- _What you are asked to do_: Pull out every line below containing the word "styled".

- _Extracted information_:
+ + +

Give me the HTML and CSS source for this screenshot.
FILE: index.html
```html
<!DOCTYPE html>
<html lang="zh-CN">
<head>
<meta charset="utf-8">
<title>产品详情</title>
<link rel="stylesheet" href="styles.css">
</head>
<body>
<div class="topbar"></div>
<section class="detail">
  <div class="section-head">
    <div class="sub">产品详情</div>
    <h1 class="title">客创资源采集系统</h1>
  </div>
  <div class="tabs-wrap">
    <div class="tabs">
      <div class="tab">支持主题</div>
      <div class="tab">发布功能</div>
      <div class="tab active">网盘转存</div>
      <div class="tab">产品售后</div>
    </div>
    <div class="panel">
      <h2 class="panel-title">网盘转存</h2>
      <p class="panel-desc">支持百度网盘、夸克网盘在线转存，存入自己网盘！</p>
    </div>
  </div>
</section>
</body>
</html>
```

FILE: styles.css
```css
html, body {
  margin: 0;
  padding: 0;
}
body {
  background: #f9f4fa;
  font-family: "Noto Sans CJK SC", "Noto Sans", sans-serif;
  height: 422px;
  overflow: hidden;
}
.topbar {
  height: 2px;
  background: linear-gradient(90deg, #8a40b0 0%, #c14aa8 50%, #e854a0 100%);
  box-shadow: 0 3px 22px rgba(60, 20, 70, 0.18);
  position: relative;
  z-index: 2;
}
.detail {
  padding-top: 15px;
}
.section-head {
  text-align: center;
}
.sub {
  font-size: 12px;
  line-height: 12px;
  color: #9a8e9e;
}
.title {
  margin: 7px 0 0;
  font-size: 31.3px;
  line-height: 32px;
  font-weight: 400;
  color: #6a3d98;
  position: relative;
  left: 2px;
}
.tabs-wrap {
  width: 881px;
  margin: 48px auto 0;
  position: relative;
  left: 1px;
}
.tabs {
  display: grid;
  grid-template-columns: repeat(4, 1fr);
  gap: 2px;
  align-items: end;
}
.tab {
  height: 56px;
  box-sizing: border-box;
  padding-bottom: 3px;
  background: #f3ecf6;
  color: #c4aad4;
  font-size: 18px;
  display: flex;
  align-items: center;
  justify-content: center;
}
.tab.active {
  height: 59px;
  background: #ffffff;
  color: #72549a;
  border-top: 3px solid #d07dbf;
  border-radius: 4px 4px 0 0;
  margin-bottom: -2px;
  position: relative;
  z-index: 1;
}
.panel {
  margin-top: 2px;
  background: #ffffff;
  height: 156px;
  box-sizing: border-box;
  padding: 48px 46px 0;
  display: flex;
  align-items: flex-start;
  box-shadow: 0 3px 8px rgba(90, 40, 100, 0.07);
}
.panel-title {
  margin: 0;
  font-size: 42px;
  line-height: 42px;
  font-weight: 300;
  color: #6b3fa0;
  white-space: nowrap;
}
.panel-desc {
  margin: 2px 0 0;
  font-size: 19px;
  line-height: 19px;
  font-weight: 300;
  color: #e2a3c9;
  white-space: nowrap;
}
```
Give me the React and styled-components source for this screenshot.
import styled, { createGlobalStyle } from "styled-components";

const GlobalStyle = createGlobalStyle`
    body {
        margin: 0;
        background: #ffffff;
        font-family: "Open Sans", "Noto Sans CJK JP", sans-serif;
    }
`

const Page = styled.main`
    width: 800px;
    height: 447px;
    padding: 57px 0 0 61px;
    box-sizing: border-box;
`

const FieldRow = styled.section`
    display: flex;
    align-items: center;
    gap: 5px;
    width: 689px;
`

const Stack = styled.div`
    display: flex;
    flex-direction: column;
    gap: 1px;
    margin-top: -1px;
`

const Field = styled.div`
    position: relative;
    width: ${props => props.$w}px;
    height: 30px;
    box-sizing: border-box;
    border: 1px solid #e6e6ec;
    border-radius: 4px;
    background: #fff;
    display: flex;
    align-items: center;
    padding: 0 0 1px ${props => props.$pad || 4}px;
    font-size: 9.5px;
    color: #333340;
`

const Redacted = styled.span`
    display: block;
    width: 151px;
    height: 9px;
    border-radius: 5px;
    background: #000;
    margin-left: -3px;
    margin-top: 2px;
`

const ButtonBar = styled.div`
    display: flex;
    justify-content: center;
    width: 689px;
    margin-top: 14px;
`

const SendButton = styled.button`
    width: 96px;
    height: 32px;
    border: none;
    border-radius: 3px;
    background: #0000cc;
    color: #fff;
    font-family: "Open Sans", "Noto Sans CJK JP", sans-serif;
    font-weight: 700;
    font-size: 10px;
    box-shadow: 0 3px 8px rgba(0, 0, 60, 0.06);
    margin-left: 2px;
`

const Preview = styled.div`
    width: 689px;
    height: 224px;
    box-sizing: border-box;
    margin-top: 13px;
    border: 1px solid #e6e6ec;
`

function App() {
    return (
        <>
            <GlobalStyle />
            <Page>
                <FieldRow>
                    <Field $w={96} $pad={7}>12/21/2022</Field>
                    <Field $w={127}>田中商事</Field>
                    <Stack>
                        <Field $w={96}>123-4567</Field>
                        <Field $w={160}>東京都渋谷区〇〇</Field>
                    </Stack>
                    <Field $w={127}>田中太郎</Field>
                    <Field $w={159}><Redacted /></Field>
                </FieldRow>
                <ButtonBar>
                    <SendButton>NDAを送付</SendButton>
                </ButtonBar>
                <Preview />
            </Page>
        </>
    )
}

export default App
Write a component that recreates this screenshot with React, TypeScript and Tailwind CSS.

+ + +

- _Completed task_:
Give me the React and styled-components source for this screenshot.
import styled, { createGlobalStyle } from "styled-components";
const Page = styled.main`
const FieldRow = styled.section`
const Stack = styled.div`
const Field = styled.div`
const Redacted = styled.span`
const ButtonBar = styled.div`
const SendButton = styled.button`
const Preview = styled.div`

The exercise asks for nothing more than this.